Kerrie and I agreed on our course (which is always a good start).  At the time our plan seemed pretty ambitious, but we ended up setting a good pace and actually managed to add on a couple of checkpoints.

The blue marker, on the map below, was our plan and the red lines are what we actually did.

Our course map, plan and actual route.

At the main camp, everybody was helping to collect firewood and get everything else ready for the race and the evening.

Little helpers are hard at work.  Kerrie is still looking very fit.

The fire is started in anticipation for a cold night.
We went out pretty strong and were close with another couple of teams for the first 45 minutes.  After about 30 minutes we made a small mistake, which cost us about 5 minutes as we were in the wrong gully.

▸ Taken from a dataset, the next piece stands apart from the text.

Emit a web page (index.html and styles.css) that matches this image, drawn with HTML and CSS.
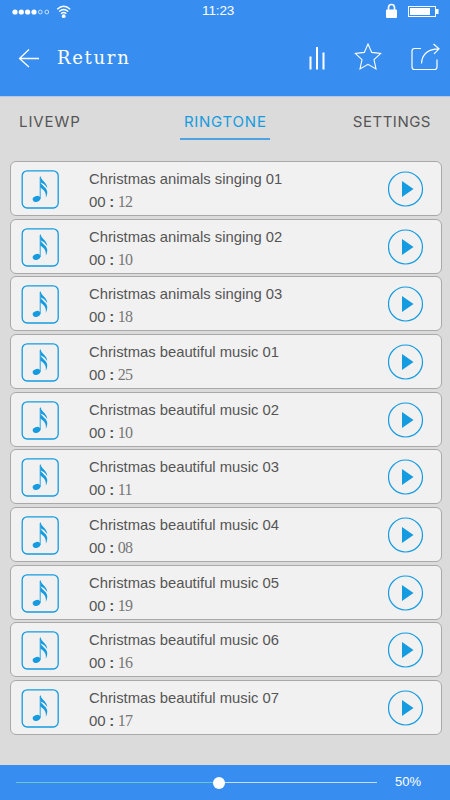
FILE: index.html
```
<!DOCTYPE html>
<html lang="en">
<head>
    <meta charset="UTF-8">
    <meta name="viewport" content="width=device-width, initial-scale=1.0">
    <title>Ringtones</title>
    <link rel="stylesheet" href="styles.css">
</head>
<body>
  <svg class="sprite" width="0" height="0">
    <symbol id="note" viewBox="0 0 38 39">
      <rect x="1.2" y="0.8" width="36" height="37.2" rx="5" fill="none" stroke="#149be0" stroke-width="1.3"/>
      <ellipse cx="15.5" cy="28.9" rx="3.9" ry="2.9" transform="rotate(-18 15.5 28.9)" fill="#149be0"/>
      <path d="M19.2 29V7" fill="none" stroke="#149be0" stroke-width="0.9"/>
      <path d="M19 6.5h.7c.4 4 6.400 6 6.600 11.500-2-3.200-4.300-4.800-6.800-5.800zM19.300 12c1 3.500 6.100 5 6.900 9.500 .2 2.200-.4 4.200-1.400 6.200 .8-5-1.500-7.500-5.500-10.200z" fill="#149be0"/>
    </symbol>
    <symbol id="play" viewBox="0 0 36 36">
      <circle cx="17.500" cy="18" r="17" fill="none" stroke="#149be0" stroke-width="1.2"/>
      <path d="M14 10v16l11.500-8z" fill="#149be0"/>
    </symbol>
  </svg>

  <div class="container">
    <div class="header">
      <div class="status">
        <svg class="signal" width="62" height="20" viewBox="0 0 62 20">
          <g fill="#fff">
            <circle cx="4" cy="10" r="2.600"/><circle cx="10.300" cy="10" r="2.600"/>
            <circle cx="16.600" cy="10" r="2.600"/><circle cx="23" cy="10" r="2.600"/>
            <circle cx="52.700" cy="14.200" r="1.900"/>
          </g>
          <g fill="none" stroke="#fff">
            <circle cx="29.300" cy="10" r="1.900" stroke-width="0.7"/><circle cx="35.800" cy="10" r="1.900" stroke-width="0.7"/>
            <path d="M46.200 7.200q6.500-5.800 13 0M48.200 9.500q4.500-4 9 0M50.100 11.700q2.600-2.200 5.200 0" stroke-width="1.400"/>
          </g>
        </svg>
        <span class="clock">11:23</span>
        <svg class="power" width="56" height="20" viewBox="0 0 56 20">
          <rect x="2" y="7.500" width="11" height="8.500" rx="1" fill="#fff"/>
          <path d="M4.500 8V5.500a3 3 0 0 1 6 0v3" fill="none" stroke="#fff" stroke-width="1.600"/>
          <rect x="24.500" y="4.500" width="27" height="10" fill="none" stroke="#fff"/>
          <rect x="26" y="6" width="20" height="7" fill="#fff"/>
          <rect x="52" y="7" width="2.500" height="5" fill="#fff"/>
        </svg>
      </div>
      <div class="toolbar">
        <svg class="back" width="22" height="20" viewBox="0 0 22 20">
          <path d="M21 10.500H1.500M11 1.500L1.500 10.500L11 19" fill="none" stroke="#fff" stroke-width="1.300"/>
        </svg>
        <h2>Return</h2>
        <svg class="tools" width="132" height="30" viewBox="0 0 132 30">
          <path d="M2.500 13.500v13M9 4v22.500M15.500 9.500v17" fill="none" stroke="#fff" stroke-width="2"/>
          <path d="M60 1l3.700 8.400 9 1-6.700 6.200 2 9.400-8-4.700-8 4.700 2-9.400-6.700-6.200 9-1z" fill="none" stroke="#fff" stroke-width="1.100"/>
          <path d="M113 5.500h-6.500q-2.500 0-2.500 2.500v16q0 2.500 2.500 2.500h20q2.500 0 2.500-2.500v-7.500" fill="none" stroke="#fff" stroke-width="1.200"/>
          <path d="M113.500 20.500C114 11 119 6 131 5.800M125.500 1l5.500 4.800-5 5" fill="none" stroke="#fff" stroke-width="1.200"/>
        </svg>
      </div>
    </div>

    <div class="tabs">
      <a class="tab livewp">LIVEWP</a>
      <a class="tab ringtone active">RINGTONE</a>
      <a class="tab settings">SETTINGS</a>
    </div>

    <div class="list">
      <div class="item">
        <svg class="note"><use href="#note"/></svg>
        <div class="info"><p class="name">Christmas animals singing 01</p><p class="time">00<b>:</b><span>12</span></p></div>
        <svg class="play"><use href="#play"/></svg>
      </div>
      <div class="item">
        <svg class="note"><use href="#note"/></svg>
        <div class="info"><p class="name">Christmas animals singing 02</p><p class="time">00<b>:</b><span>10</span></p></div>
        <svg class="play"><use href="#play"/></svg>
      </div>
      <div class="item">
        <svg class="note"><use href="#note"/></svg>
        <div class="info"><p class="name">Christmas animals singing 03</p><p class="time">00<b>:</b><span>18</span></p></div>
        <svg class="play"><use href="#play"/></svg>
      </div>
      <div class="item">
        <svg class="note"><use href="#note"/></svg>
        <div class="info"><p class="name">Christmas beautiful music 01</p><p class="time">00<b>:</b><span>25</span></p></div>
        <svg class="play"><use href="#play"/></svg>
      </div>
      <div class="item">
        <svg class="note"><use href="#note"/></svg>
        <div class="info"><p class="name">Christmas beautiful music 02</p><p class="time">00<b>:</b><span>10</span></p></div>
        <svg class="play"><use href="#play"/></svg>
      </div>
      <div class="item">
        <svg class="note"><use href="#note"/></svg>
        <div class="info"><p class="name">Christmas beautiful music 03</p><p class="time">00<b>:</b><span>11</span></p></div>
        <svg class="play"><use href="#play"/></svg>
      </div>
      <div class="item">
        <svg class="note"><use href="#note"/></svg>
        <div class="info"><p class="name">Christmas beautiful music 04</p><p class="time">00<b>:</b><span>08</span></p></div>
        <svg class="play"><use href="#play"/></svg>
      </div>
      <div class="item">
        <svg class="note"><use href="#note"/></svg>
        <div class="info"><p class="name">Christmas beautiful music 05</p><p class="time">00<b>:</b><span>19</span></p></div>
        <svg class="play"><use href="#play"/></svg>
      </div>
      <div class="item">
        <svg class="note"><use href="#note"/></svg>
        <div class="info"><p class="name">Christmas beautiful music 06</p><p class="time">00<b>:</b><span>16</span></p></div>
        <svg class="play"><use href="#play"/></svg>
      </div>
      <div class="item">
        <svg class="note"><use href="#note"/></svg>
        <div class="info"><p class="name">Christmas beautiful music 07</p><p class="time">00<b>:</b><span>17</span></p></div>
        <svg class="play"><use href="#play"/></svg>
      </div>
    </div>

    <div class="player">
      <div class="track"><div class="knob"></div></div>
      <span class="percent">50%</span>
    </div>
  </div>
</body>
</html>
```

FILE: styles.css
```
* {
  box-sizing: border-box;
}

body {
  margin: 0;
  font-family: "Liberation Sans", Arial, sans-serif;
  background-color: #dbdbdb;
}

h2,
p {
  margin: 0;
  font-weight: normal;
}

.sprite {
  display: block;
}

.container {
  display: flex;
  flex-direction: column;
  width: 450px;
  height: 800px;
  overflow: hidden;
}

.header {
  height: 97px;
  background-color: #388ef0;
  border-bottom: 1px solid #b9c5ea;
  color: #fff;
}

.status {
  display: flex;
  height: 42px;
  padding: 2px 10px 0 11px;
}

.clock {
  margin-left: 129px;
  font-size: 13.5px;
  line-height: 18px;
  letter-spacing: -0.1px;
}

.power {
  margin-left: auto;
}

.toolbar {
  display: flex;
  align-items: flex-start;
  padding: 0 10px 0 18px;
}

.back {
  margin-top: 6px;
}

.toolbar h2 {
  margin-left: 17px;
  font-family: "DejaVu Serif", serif;
  font-size: 18px;
  line-height: 32px;
  letter-spacing: 1.7px;
}

.tools {
  margin-top: 1px;
  margin-left: auto;
}

.tabs {
  display: flex;
  height: 64px;
  padding: 9px 19px 0;
}

.tab {
  height: 34px;
  font-family: Inter, sans-serif;
  font-size: 15px;
  line-height: 32px;
  color: #555;
}

.livewp {
  width: 161px;
  letter-spacing: 0.9px;
}

.settings {
  margin-left: 83px;
  letter-spacing: 0.5px;
}

.active {
  width: 90px;
  padding-left: 4px;
  letter-spacing: 0.75px;
  color: #149be0;
  border-bottom: 2px solid #4fa3e0;
}

.list {
  display: flex;
  flex-direction: column;
  gap: 2.67px;
  padding: 0 8px 0 10px;
}

.item {
  display: flex;
  height: 55px;
  padding: 8px 17px 0 10px;
  background-color: #f1f1f1;
  border: 1px solid #a9a9a9;
  border-radius: 6px;
}

.note {
  width: 38px;
  height: 39px;
}

.info {
  margin-left: 30px;
  color: #555;
}

.name {
  font-size: 14.8px;
  line-height: 19px;
}

.time {
  margin-top: 3px;
  font-size: 15px;
  line-height: 19px;
}

.time b {
  display: inline-block;
  width: 12px;
  text-align: center;
}

.time span {
  font-family: "Liberation Serif", serif;
  font-size: 16px;
  letter-spacing: -0.6px;
  color: #777;
}

.play {
  width: 36px;
  height: 36px;
  margin: 1px 0 0 auto;
}

.player {
  display: flex;
  align-items: center;
  height: 35px;
  margin-top: auto;
  padding: 0 29px 2px 16px;
  background-color: #388ef0;
  color: #fff;
}

.track {
  position: relative;
  top: 1px;
  width: 361px;
  height: 1px;
  background: linear-gradient(to right, #6cc5c5 56%, #c5def8 56%);
}

.knob {
  position: absolute;
  left: 197px;
  top: -5px;
  width: 12px;
  height: 12px;
  border-radius: 50%;
  background-color: #fff;
}

.percent {
  margin-left: auto;
  font-size: 13px;
}
```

Where the heck do we need to go?
The terrain was fast with some undulating hills but the usual lantana and thick scrub were missing.  Although there were a number of tracks, both farm tracks, and motorbike trails, the complete course was navigation based i.e. you couldn't follow any tracks as they just turned on themselves.

Kerrie is powering along.
We pressed on hard, as we knew nighttime would slow us quite a bit.  I would like to say that we hit every checkpoint (apart from the early 5-minute wrong gully) spot on due to skill, but I think luck had a bit to do with it as well.

Some arid landscape.

Yeah, found another one.

Another highlight was us spotting some old mineshafts in the middle of nowhere.  It is hard to imagine what life would have been like for those miners.  We were just happy to come across them during the day and not fall into them at night.

Old mineshafts are scattered around this particular area.
We managed to get out of the rough country by sunset and were ready to tackle night navigation and the way back to the finish along the pretty much flat country.

Sun is setting on and we are looking forward to the night navigation.

The only stops we had during the event were 2 lots of ten minutes for Kerrie to tend to her blisters i.e. pop and strap them.  With about 2km to go Kerrie had a few more blisters pop while walking and was in a bit of discomfort.  Looking forward to a hot meal and a cup of wine, we got back to the "hash house" with about 10 minutes to spare.

We finished an awesome day with a hot meal and drink sitting around a bonfire with likeminded people swapping stories of the last 8 hours.

Maybe it was because we were stuffed, but this night didn't seem as cold as the previous and the morning was definitely warmer.  Breakfast was provided and we all gathered again around the fire talking about our next adventures, before heading out to collect checkpoints.

Collecting checkpoints in the morning, which is a lot easier when you can drive most of the way.
Once again the organisers, volunteers, cooks, and competitors made this a most memorable event and we would like to thank everybody that helped out and made all this possible.